Smith is painfully aware of another thing: the market cannot exist without the state. The state is necessary to supply external defense, internal justice, and even the training and education of workers. And, he readily admits, wherever there is property there is great inequality. The acquisition of valuable and extensive property necessarily requires the establishment of civil government. A civil government is required for the security of property and is instituted “for the defense of the rich against the poor, or to those who have some property against those who have none at all.”9 Once again, we have the liberal dilemma. You cannot live with the state, and one cannot live without it, but worse, you must pay for it, and that is what undermines capitalism itself. To pay for it requires the issuance of debt.
How do we pay for the state? Smith begins by favoring progressive taxation. This implies that the rich carry more of the tax burden than the poor. However, Smith downplays progressivity, and recommends consumption taxes on luxuries — anything above the bare essentials as the best way to fund the state. Consumption taxes are perhaps the most regressive form of tax. Still, a consumption tax on non-essentials will not suffice to fund the state. Thus, government debt enters the picture.

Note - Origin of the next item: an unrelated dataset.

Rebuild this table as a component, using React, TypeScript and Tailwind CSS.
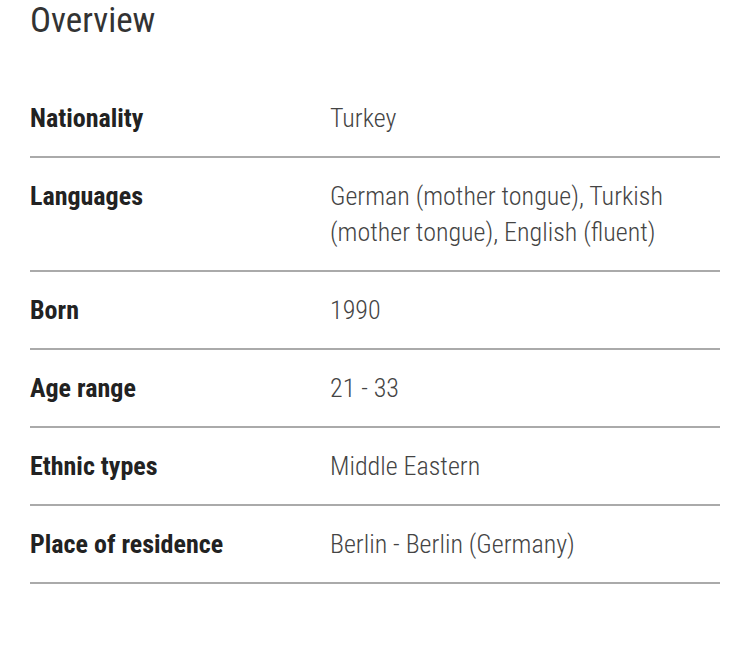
const rows: { label: string; value: string }[] = [
  { label: 'Nationality', value: 'Turkey' },
  { label: 'Languages', value: 'German (mother tongue), Turkish (mother tongue), English (fluent)' },
  { label: 'Born', value: '1990' },
  { label: 'Age range', value: '21 - 33' },
  { label: 'Ethnic types', value: 'Middle Eastern' },
  { label: 'Place of residence', value: 'Berlin - Berlin (Germany)' },
];

export default function App() {
  return (
    <div className="min-h-[653px] w-[750px] bg-white px-[30px] font-['Roboto',sans-serif] font-stretch-condensed">
      <h2 className="pt-[1px] text-[35px] leading-[40px] font-normal text-[#333]">Overview</h2>
      <div className="mt-[39px]">
        {rows.map((row) => (
          <div key={row.label} className="flex border-b-2 border-[#aaa] py-[20px]">
            <div className="w-[300px] shrink-0 text-[26px] leading-[36px] font-bold text-[#222]">
              {row.label}
            </div>
            <div className="w-[345px] text-[26px] leading-[36px] font-light text-[#444]">{row.value}</div>
          </div>
        ))}
      </div>
    </div>
  );
}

Great states are filled with merchants who have lots of cash and can lend to the government. Easy money undermines the incentive to save by both the merchant class and the state and undermines the state’s incentive to tax. More debt is issued. Eventually, this strategy hits a ceiling, a debt ceiling, and taxes are then imposed for the sole purpose of paying the interest on the debt. The only possible option left to the government is to default upon the debt it owes.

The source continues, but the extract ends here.